For easy last-minute assembly, cut the squash earlier in the day and store in an airtight container or plastic bag in the fridge until ready to cook.
Tip: If you haven’t tried kabocha squash, keep an eye out for it. The flavor is naturally sweeter than many varieties of winter squash and the texture is dense yet creamy. As an added perk, the skins are edible. They soften as they cook － becoming a little crisp around the edges － and provide a nice textural balance to the smooth flesh.
- 1 winter squash (2 – 2½ pounds; kabocha, delicata, red kuri, or acorn squash all work well and need not be peeled)
- 1 tablespoon (20g) pure maple syrup (may substitute honey)
- 1 tablespoon (12g) brown sugar
- ¼ teaspoon each kosher salt and freshly ground pepper
- 1½ tablespoons (22g) coconut oil, melted (may substitute olive or avocado oil)
Preheat the oven to 375℉. Liberally grease a baking sheet and set aside.
Cut the squash into wedges (about 1 – 1½-inch thick) and place in a large bowl. (see notes)

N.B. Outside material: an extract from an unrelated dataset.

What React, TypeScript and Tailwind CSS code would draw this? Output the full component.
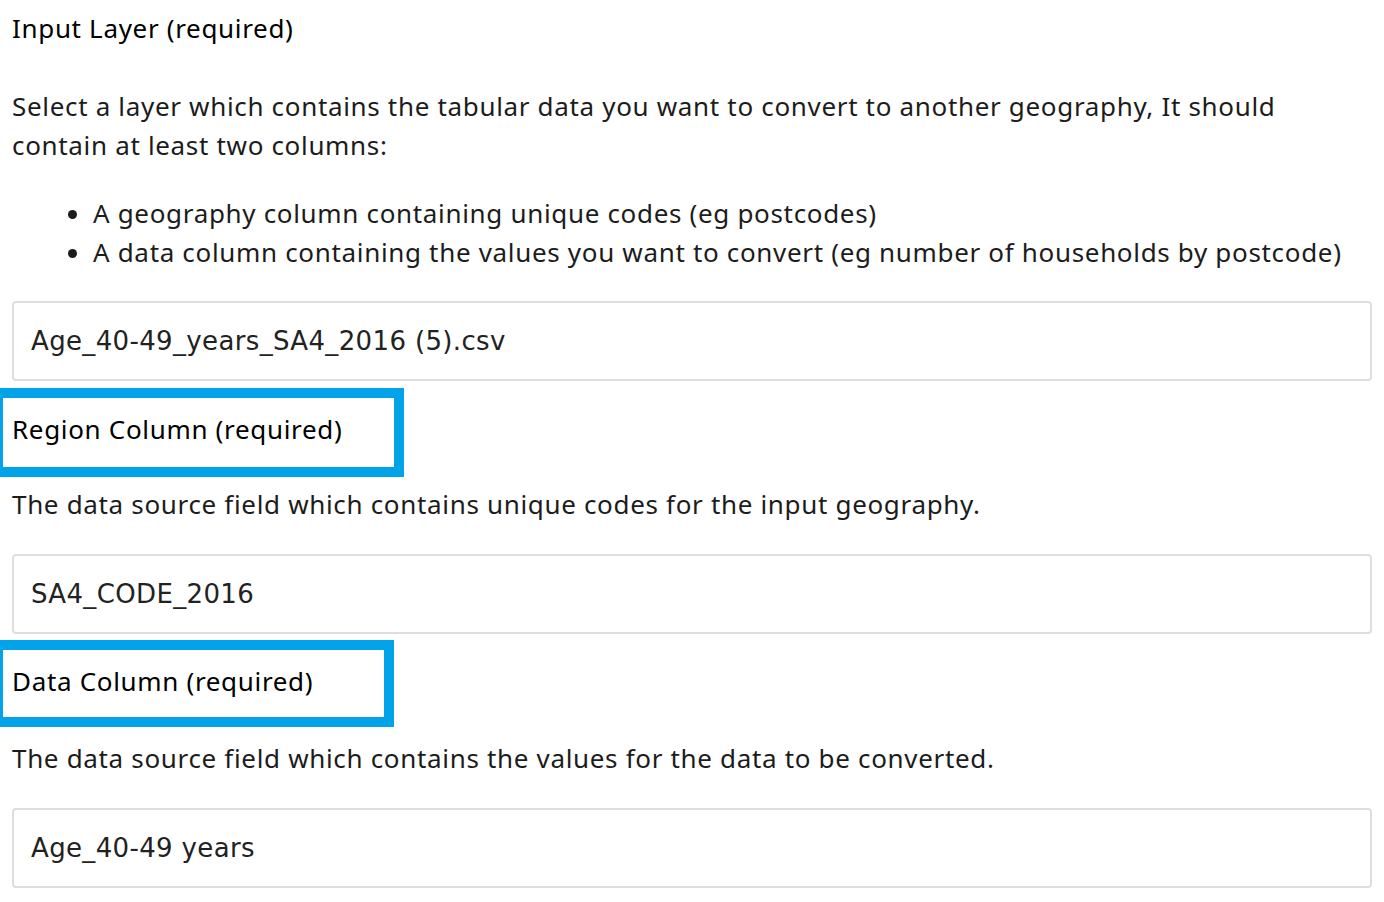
import React from "react";

const font = { fontFamily: "'Noto Sans', Lato, sans-serif" };

function Field({ value, className = "" }: { value: string; className?: string }) {
  return (
    <div
      className={`mx-[12px] h-[80px] rounded-[4px] border-2 border-[#dedede] bg-white flex items-center pl-[17px] text-[26px] tracking-[0.35px] text-[#222] ${className}`}
      style={{ fontFamily: "'DejaVu Sans', 'Noto Sans', sans-serif" }}
    >
      {value}
    </div>
  );
}

export default function App() {
  return (
    <div className="w-[1384px] h-[902px] bg-white text-[#1c1c1c] overflow-hidden text-[26px] leading-[39px] tracking-[0.67px]" style={font}>
      <div className="px-[12px] pt-[9px] text-black">Input Layer (required)</div>
      <p className="px-[12px] mt-[39px]">
        Select a layer which contains the tabular data you want to convert to another geography, It should
        <br />
        contain at least two columns:
      </p>
      <ul className="mt-[29px] pl-[93px] list-disc">
        <li>A geography column containing unique codes (eg postcodes)</li>
        <li>A data column containing the values you want to convert (eg number of households by postcode)</li>
      </ul>
      <Field value="Age_40-49_years_SA4_2016 (5).csv" className="mt-[29px]" />
      <div className="ml-[-7px] mt-[7px] w-[411px] h-[89px] border-[10px] border-[#03a3ea] flex items-center pl-[9px] pb-[7px] text-black">
        Region Column (required)
      </div>
      <p className="px-[12px] mt-[8px]">The data source field which contains unique codes for the input geography.</p>
      <Field value="SA4_CODE_2016" className="mt-[30px]" />
      <div className="ml-[-7px] mt-[6px] w-[401px] h-[87px] border-[10px] border-[#03a3ea] flex items-center pl-[9px] pb-[5px] text-black">
        Data Column (required)
      </div>
      <p className="px-[12px] mt-[12px]">The data source field which contains the values for the data to be converted.</p>
      <Field value="Age_40-49 years" className="mt-[30px]" />
    </div>
  );
}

In a small bowl, mix all other ingredients. Pour the mixture over the squash, and toss to evenly coat. (I find this easiest to do with my hands. I also prefer to do this in a bowl instead of directly on the baking sheet. With a bowl, it is easier to get more of the topping on the squash and less residue on the baking sheet where it becomes harder to clean once baked.)
Spread the squash pieces, cut sides down, in an even layer on the baking sheet and bake for 25-35 minutes or until just tender. Precise time will depend on oven and thickness of pieces. Use a sharp knife to test for doneness. Look for a golden brown color on the side touching the baking sheet and a hint of firmness remaining in the squash. Tip: To increase caramelization, you may broil for about 2 minutes, watching very carefully to avoid burning.
Squash cutting tip: A sharp chef’s knife makes cutting winter squash easier. However, if you struggle to do this, you may microwave or bake the whole squash just long enough to slightly soften (about 3 minutes on high power in my microwave). Pierce the squash with a knife first to allow steam to escape, and then adjust the baking time down by a few minutes, as needed.